A economia global oferece sinais sucessivos e contundentes de uma recuperação acima das projeções iniciais. Saímos de um mundo de baixo crescimento e de baixa inflação, de anos e anos na chamada “estagnação secular”, para um novo regime, de mais crescimento e mais inflação. Isso é bom para ativos nominais, bom para as ações, para os imóveis, para as commodities, que, por sua vez, ajudam mercados emergentes. O Citi já fala em minério de ferro a US$ 200 por tonelada.

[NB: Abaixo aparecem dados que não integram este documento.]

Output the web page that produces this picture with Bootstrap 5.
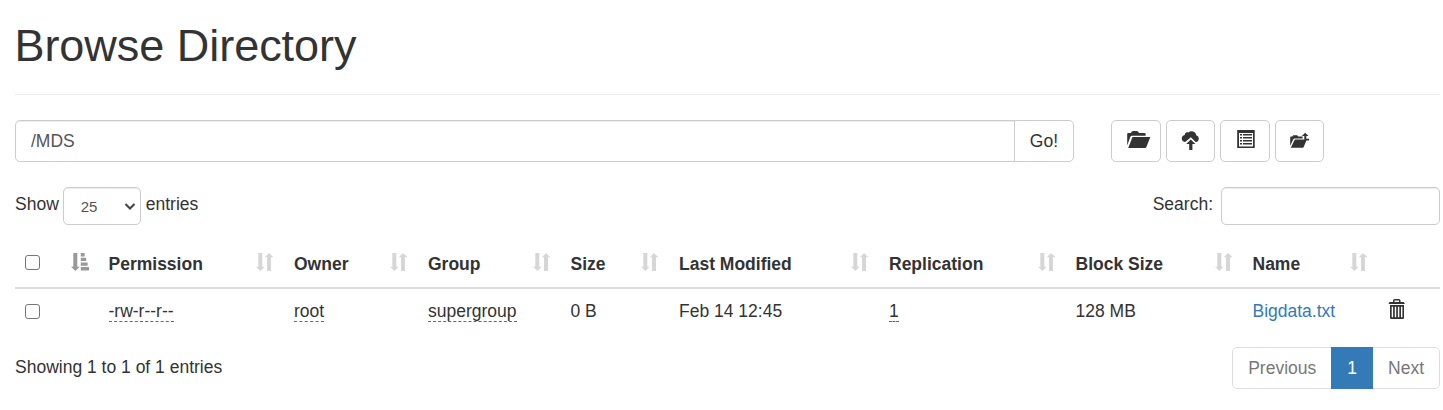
<!DOCTYPE html>
<html lang="en">
<head>
<meta charset="utf-8">
<meta name="viewport" content="width=device-width, initial-scale=1">
<title>Browsing HDFS</title>
<link href="https://cdn.jsdelivr.net/npm/bootstrap@5.3.0/dist/css/bootstrap.min.css" rel="stylesheet">
<style>
body { font: 17.5px/25px "Liberation Sans", Arial, sans-serif; color: #333; background: #fff; overflow: hidden; }
.page { padding: 21px 3px 0 15px; }
.page-title { font-size: 45px; line-height: 50px; font-weight: 400; padding-bottom: 23px; margin: 0 0 25px; border-bottom: 1px solid #eee; letter-spacing: -.03px; text-indent: -.6px; }
.form-control, .form-select { font-size: 17.5px; color: #555; border-color: #ccc; border-radius: 5px; box-shadow: inset 0 1px 1px rgba(0,0,0,.075); }
.path-group { width: 1059px; }
.path-group .form-control { height: 42px; padding: 0 15px; }
.btn-tool { --bs-btn-color: #333; --bs-btn-border-color: #ccc; --bs-btn-bg: #fff; --bs-btn-font-size: 17.5px; --bs-btn-border-radius: 5px; --bs-btn-padding-x: 15px; --bs-btn-padding-y: 0; height: 42px; line-height: 25px; }
.tools { margin-left: 37px; gap: 5px; }
.tools .btn { width: 49px; padding: 0; display: block; }
.tools .btn.wide { width: 50px; }
.tools svg { display: block; }
.controls { margin-top: 25px; height: 38px; }
.controls label { line-height: 34px; }
.length-select { width: 78px; height: 38px; font-size: 15px; line-height: 20px; padding: 1px 0 0 17px; margin: 0 5px 0 4px; background-size: 12px 12px; background-position: right 4px center;
  background-image: url("data:image/svg+xml,%3Csvg xmlns='http://www.w3.org/2000/svg' viewBox='0 0 12 12'%3E%3Cpath d='M1.5 4l4.5 4.5L10.5 4' fill='none' stroke='%23444' stroke-width='2.1'/%3E%3C/svg%3E"); }
.search-box { width: 219px; height: 38px; margin-left: 8px; }
.files { table-layout: fixed; width: 1425px; margin: 14px 0 0; --bs-table-color: #333; color: #333; }
.files > :not(caption) > * > * { padding: 0 10px; border: 0; vertical-align: middle; white-space: nowrap; }
.files > thead > tr > th { height: 50px; padding-top: 2px; border-bottom: 2px solid #ddd; }
.files thead tr { height: 49px; }
.files > thead > tr > th { height: 49px; }
.files td { height: 46px; }
.files > tbody > tr > td { padding-bottom: 1px; }
.files .form-check-input { display: block; width: 15px; height: 15px; margin: 0; border: 1px solid #767676; border-radius: 3px; }
.files thead .form-check-input { margin-bottom: 4px; }
.files thead svg { display: block; margin-bottom: 5px; color: #d6d6d6; }
.files thead svg.sorted { color: #999; }
.editable { border-bottom: 1px dashed #08c; display: inline-block; line-height: 20px; }
.files a { color: #337ab7; text-decoration: none; }
.info { padding-top: 21px; }
.pager-list { --bs-pagination-font-size: 17.5px; --bs-pagination-color: #777; --bs-pagination-border-color: #ddd; --bs-pagination-border-radius: 5px; --bs-pagination-padding-x: 15px; --bs-pagination-padding-y: 7.5px; --bs-pagination-active-bg: #337ab7; --bs-pagination-active-border-color: #337ab7; margin: 13px 0 0; }
.pager-list .page-link { height: 42px; line-height: 25px; }
</style>
</head>
<body>
<svg class="d-none" aria-hidden="true">
  <symbol id="sort" viewBox="0 0 18 18"><path fill="currentColor" d="M2.3 0h4v13.7h2.4L4.4 18 0 13.7h2.3zM11 18h4V4.3h2.4L13 0 8.8 4.3H11z"/></symbol>
</svg>
<main class="page">
  <h1 class="page-title">Browse Directory</h1>
  <div class="d-flex">
    <div class="input-group path-group">
      <input class="form-control" type="text" value="/MDS" aria-label="Directory">
      <button class="btn btn-tool" type="button">Go!</button>
    </div>
    <div class="d-flex tools">
      <button class="btn btn-tool wide" type="button" aria-label="Create directory"><svg width="48" height="40" viewBox="0 0 48 40"><path fill="#333" d="M15.2 24.5V13q0-1 1-1h2.7q.7-2 2.3-2h3.5q1.6 0 2.3 2h5.6q1 0 1 1v1.8H20q-1.2 0-1.6 1zM20.5 16h17.8l-4 10.3q-.3.8-1.1.8H16.2z"/></svg></button>
      <button class="btn btn-tool" type="button" aria-label="Upload files"><svg width="47" height="40" viewBox="0 0 47 40"><path fill="#333" d="M18.2 21h-.3a3.6 3.6 0 0 1-.2-7.1c.1-2.2 1.9-3.1 3.7-2.5 3-2.2 7.4-.7 7.9 2.9a3.5 3.5 0 0 1 .1 6.7h-.8l-4.8-4.8zM23.8 18.4l4.6 4.7h-3V29h-3.2v-5.9h-3z"/></svg></button>
      <button class="btn btn-tool wide" type="button" aria-label="Cut"><svg width="48" height="40" viewBox="0 0 48 40"><path fill="#333" fill-rule="evenodd" d="M16.2 9h17.5v18H16.2zm1.8 3v13.4h14V12z"/><path fill="#333" d="M19 13h2v1.5h-2zm3 0h9v1.5h-9zM19 16h2v1.5h-2zm3 0h9v1.5h-9zM19 19h2v1.5h-2zm3 0h9v1.5h-9zM19 22h2v1.5h-2zm3 0h9v1.5h-9z"/></svg></button>
      <button class="btn btn-tool" type="button" aria-label="Parent directory"><svg width="47" height="40" viewBox="0 0 47 40"><path fill="#333" d="M14.2 24.7v-8.5q0-.8.8-.8h1.4l.8-1.2h4l1 1.2h4.4v2h-8.2q-.8 0-1.2 1zM18.8 18.6h12l-3 7.2q-.3.9-1 .9H14.8zM29.2 11.8l3.3 3.1h-2.2v2.9h2.8v1.8h-4.8v-4.7h-2.4z"/></svg></button>
    </div>
  </div>
  <div class="d-flex justify-content-between controls">
    <div class="d-flex">
      <label for="length">Show</label>
      <select id="length" class="form-select length-select"><option>25</option></select>
      <label for="length">entries</label>
    </div>
    <div class="d-flex">
      <label for="search">Search:</label>
      <input id="search" type="search" class="form-control search-box">
    </div>
  </div>
  <table class="table files">
    <colgroup><col style="width:83.5px"><col style="width:185.5px"><col style="width:134px"><col style="width:142.5px"><col style="width:108.5px"><col style="width:210px"><col style="width:186.5px"><col style="width:177px"><col style="width:135px"><col style="width:62.5px"></colgroup>
    <thead>
      <tr>
        <th><div class="d-flex justify-content-between align-items-center"><input class="form-check-input" type="checkbox" aria-label="Select all"><svg class="sorted" width="18" height="18" viewBox="0 0 18 18"><path fill="currentColor" d="M2.3 0h4v13.7h2.4L4.4 18 0 13.7h2.3zM9.8 0h3.8v3.4H9.8zM9.8 4.7h5.4v3.4H9.8zM9.8 9.4h6.8v3.3H9.8zM9.8 14H18v3.4H9.8z"/></svg></div></th>
        <th><div class="d-flex justify-content-between align-items-center">Permission<svg width="18" height="18"><use href="#sort"/></svg></div></th>
        <th><div class="d-flex justify-content-between align-items-center">Owner<svg width="18" height="18"><use href="#sort"/></svg></div></th>
        <th><div class="d-flex justify-content-between align-items-center">Group<svg width="18" height="18"><use href="#sort"/></svg></div></th>
        <th><div class="d-flex justify-content-between align-items-center">Size<svg width="18" height="18"><use href="#sort"/></svg></div></th>
        <th><div class="d-flex justify-content-between align-items-center">Last Modified<svg width="18" height="18"><use href="#sort"/></svg></div></th>
        <th><div class="d-flex justify-content-between align-items-center">Replication<svg width="18" height="18"><use href="#sort"/></svg></div></th>
        <th><div class="d-flex justify-content-between align-items-center">Block Size<svg width="18" height="18"><use href="#sort"/></svg></div></th>
        <th><div class="d-flex justify-content-between align-items-center">Name<svg width="18" height="18"><use href="#sort"/></svg></div></th>
        <th></th>
      </tr>
    </thead>
    <tbody>
      <tr>
        <td><input class="form-check-input" type="checkbox" aria-label="Select Bigdata.txt"></td>
        <td><span class="editable">-rw-r--r--</span></td>
        <td><span class="editable">root</span></td>
        <td><span class="editable">supergroup</span></td>
        <td>0 B</td>
        <td>Feb 14 12:45</td>
        <td><span class="editable">1</span></td>
        <td>128 MB</td>
        <td><a href="#">Bigdata.txt</a></td>
        <td><svg class="d-block mb-1" width="18" height="21" viewBox="0 0 18 21"><path fill="none" stroke="#333" stroke-width="1.5" d="M5.7 3V1.8q0-1 1-1h4.1q1 0 1 1V3"/><path fill="#333" d="M1.5 3h14.3l1.2 2H.5z"/><path fill="#333" fill-rule="evenodd" d="M2 6h14v12.8q0 1.2-1.2 1.2H3.2Q2 20 2 18.8zM3.7 7.7v10.5h1.4V7.7zm3.1 0v10.5h1.4V7.7zm3.1 0v10.5h1.4V7.7zm3.1 0v10.5h1.4V7.7z"/></svg></td>
      </tr>
    </tbody>
  </table>
  <div class="d-flex justify-content-between">
    <div class="info">Showing 1 to 1 of 1 entries</div>
    <ul class="pagination pager-list">
      <li class="page-item"><a class="page-link" href="#">Previous</a></li>
      <li class="page-item active"><a class="page-link" href="#">1</a></li>
      <li class="page-item"><a class="page-link" href="#">Next</a></li>
    </ul>
  </div>
</main>
<script src="https://cdn.jsdelivr.net/npm/bootstrap@5.3.0/dist/js/bootstrap.bundle.min.js"></script>
</body>
</html>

As big techs americanas acabam de soltar resultados muito vigorosos, acima das expectativas e capazes de descartar qualquer suposição de uma bolha irrestrita em Wall Street (pode haver casos isolados de sobreapreçamento excessivo, mas não é algo sistêmico). Buffett manifesta seu arrependimento por ter vendido Apple.
Enquanto isso, os bancos centrais parecem ter mudado sua função de preferências e, dentro do escopo da Regra de Taylor, ponderam maiores preocupações com crescimento e menores com inflação. Ou seja, os juros devem continuar baixos por muito tempo, sob movimentos ainda intensos de compra de ativos. Segue o mundo de muita liquidez.
Internamente, se mantivermos o atual ritmo, devemos vacinar o grupo prioritário até o final de junho. Se repetirmos o padrão internacional de “pent-up demand” (demanda reprimida), a recuperação da economia doméstica pode oferecer resultados importantes. Tudo isso em valuations para cíclicos domésticos que parecem bastante atrativos.
Depois da confusão do Orçamento “inexequível”, parece termos mudado um pouco a pauta. Agora, se fala em reforma tributária, reforma administrativa e privatização da Eletrobras e dos Correios. Não tenhamos expectativas ingênuas. Muita coisa aí não vai passar. Mas metade já seria bem bom. Dado que o Brasil é o país da mediocridade e da nota 5, faz sentido.
E vale lembrar que ações são ativos reais e deveriam andar nominalmente. A Bolsa está há um ano e meio mais ou menos parada, com a inflação caminhando para patamares mais altos — isso porque ainda foi sustentada por alta vigorosa de empresas de commodities, cujas receitas estão em dólares. Os domésticos estão amassados.
Talvez a prescrição correta para maio seja um homônimo homófono: céu in May. Mas aprecie com moderação.